What happened to the doughnuts?

If only I had found a way to get the wireless camera back on the Internet I would have been able to record the doughnut ghost, because “nobody” in the house touched them…..

Have you ever thought that you might have bitten off a wee bit more than you can chew or in this case, too many devices that require Internet connectivity within the house.  I recently decided in the spirt of abundance of security to lock down all my Internet of Things (IoT) devices.  Or if you prefer group all the crap.

Err, I mean, to group all the really useful devices installed around the house that requires a connection to the Internet to function, together on a single secure network. Or if you prefer, they need the connection to the Internet so they can “phone home” and report everything they can detect about you and those in your smart home of tomorrow. 

 

I am sure you may have heard about Samsung TV’s carefully gathering your viewing selections and reporting this faithfully back to the Samsung Mothership. And for those of you that haven't, or think you may have escaped this big brother monitoring because you don’t have a Samsung TV. Guess what? Your “whatever brand” smart device, it is sitting in the corner monitoring and logging your viewing selection as you sit there staring at the screen wondering where the stupid remote is, so you can click to the next program.

 

Anyway – I logged into the firewall and changed the Wireless “Password” for the IoT network and with a smile and a whistle I was off to the races.
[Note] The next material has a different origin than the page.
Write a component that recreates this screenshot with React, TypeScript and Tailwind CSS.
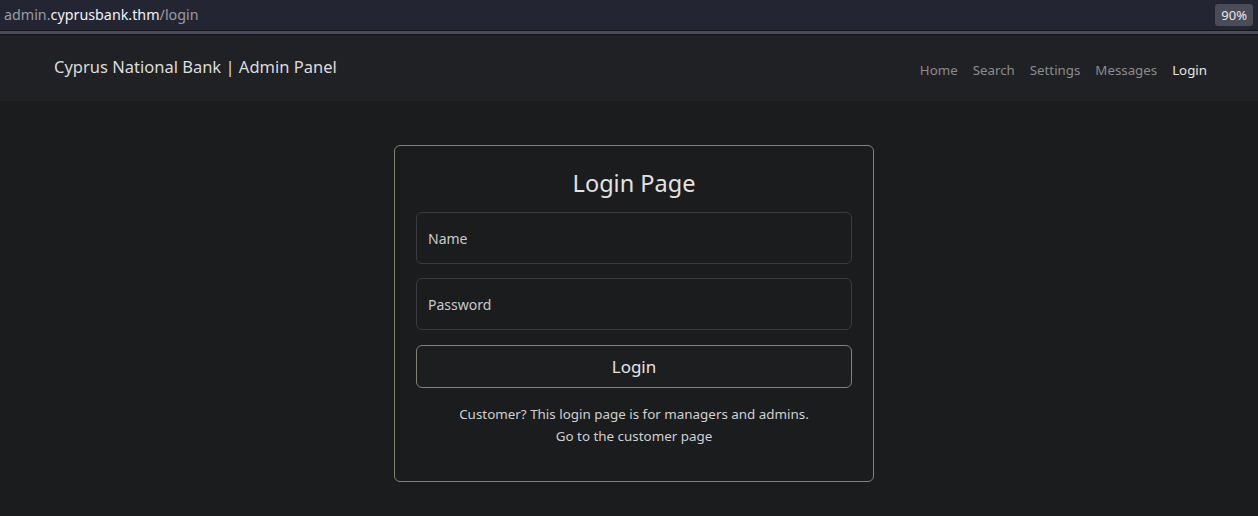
export default function App() {
  const font = { fontFamily: "'Noto Sans', 'Open Sans', sans-serif" };
  return (
    <div className="min-h-[516px] w-full bg-[#1b1c1e]" style={font}>
      {/* browser url bar */}
      <div className="flex h-[30px] items-center justify-between bg-[#232533] pl-1 pr-[5px]">
        <div className="text-[14.3px] leading-none text-[#9a9ba3]">
          admin.<span className="text-[#f2f2f4]">cyprusbank.thm</span>/login
        </div>
        <div className="rounded-[3px] bg-[#4a4c58] px-[6px] py-[3px] text-[13px] leading-[16px] text-[#e8e8ec]">
          90%
        </div>
      </div>
      <div className="h-px bg-[#15161c]" />
      <div className="h-[3px] bg-[#4a4c5a]" />
      <div className="h-px bg-[#15161c]" />

      {/* navbar */}
      <nav className="flex h-[66px] items-center justify-between bg-[#202124] pl-[54px] pr-[51px]">
        <div className="-mt-[2px] text-[16.5px] text-[#dcdcdc]">Cyprus National Bank | Admin Panel</div>
        <ul className="mt-[5px] flex gap-[15px] text-[13.3px] text-[#8c8c8c]">
          <li>Home</li>
          <li>Search</li>
          <li>Settings</li>
          <li>Messages</li>
          <li className="text-[#e6e6e6]">Login</li>
        </ul>
      </nav>

      {/* login card */}
      <div className="flex justify-center pl-[10px] pt-[44px]">
        <div className="w-[480px] rounded-[6px] border border-[#858270] bg-[#1b1c1e] px-[21px] pb-[34px] pt-[22px]">
          <h1 className="text-center text-[23.5px] leading-[30px] text-[#e2e2e2]">Login Page</h1>
          <div className="mt-[14px] flex flex-col gap-[14px]">
            <input
              placeholder="Name"
              className="h-[52px] w-full rounded-[6px] border border-[#3a3b3e] bg-[#1b1c1e] px-[11px] text-[14px] text-[#d0d0d0] outline-none placeholder:text-[#c9c9c9]"
            />
            <input
              type="password"
              placeholder="Password"
              className="h-[52px] w-full rounded-[6px] border border-[#3a3b3e] bg-[#1b1c1e] px-[11px] text-[14px] text-[#d0d0d0] outline-none placeholder:text-[#c9c9c9]"
            />
          </div>
          <button className="mt-[15px] h-[43px] w-full rounded-[6px] border border-[#858270] bg-[#1d1e20] text-[17px] text-[#e4e4e4]">
            Login
          </button>
          <div className="mt-[15px] text-center text-[13.4px] leading-[22px] text-[#d0d0d0]">
            <p>Customer? This login page is for managers and admins.</p>
            <p>Go to the customer page</p>
          </div>
        </div>
      </div>
    </div>
  );
}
Except of course this wasn’t how it played out.

I had completed the easy bit – I had changed the SSID and was able to test that with my iPad – all good, job done….  Except I had now to go to each of the 87 devices that had been working quite cheerfully gathering and uploading my data to the great mothership(s) somewhere, I am sure not in China at all. (although they are all made there).

 

This is where I discovered that changing each of the 128 devices – meant resetting each one of them and reconfiguring them with the new updated “Password” – sounds easy right?

 

Except, some of these devices require you to get up a ladder in the garage and find the button to reset the WIFI connection, (basically the same order of magnitude as it takes to re-arrange a Rubik’s cube back to its original state).  I am reminded of my sister proudly displaying her powers of logic in completing this quantum effort when we first got the cube – in my disbelief she had managed to do it. (I won’t mention which sister it was here, but you know who you are!).

In further inspection she had simply taken all the stickers off, one by one and placed them one by one back on, each side at a time). I wish I could have taken this same approach with the resetting of the Garage Door Openers, then EV car chargers, followed by the Nest Fire/Smoke Monitors – who thought it was a great idea to mount them to the ceiling on every level of the house anyway?

 

Then when I thought, I had got to everything, I am quietly informed by one of the children, that the front door lock is no longer working… oh and neither is the doorbell……

 

Having spent the next 3 months finding that strangely the outdoor lights and that both the floor cleaning and curtain robots have also gone on strike. I eventually got all 219 devices back on to the Internet and functioning.  Although that one switch in the bathroom for the fan seems to have developed some self-awareness and is planning something with the Amazon Echo, otherwise I have no idea why the fan turns itself on at random and the Echo proudly announces a morning news and weather summary at 7:00am each morning.

 

Since we are talking about mysteries – I would like someone to explain this one to me. I don’t eat doughnuts very often; however, the rest of the family have been known to enjoy an odd nibble now and again.

I decided to be nice and go and get a mixed dozen of fresh doughnuts from the local place – which is always packed with folks lining up day and night to get a fresh batch.  Why is it then, whenever I go to get one of these little rings of dough – I am disappointed to find a box full of crumbs and one discarded half eaten doughnut?

 

If only I had found a way to get the wireless cameras back on the Internet. I would have been able to record on video the doughnut ghost, because nobody touched them.  

Cough, Cough - Roane!

And I am also reminded that the Rubik’s cube hit the streets of the UK in 1980 – Zoe that was 43yrs and 3 months ago…. You owe me a Rubik’s cube!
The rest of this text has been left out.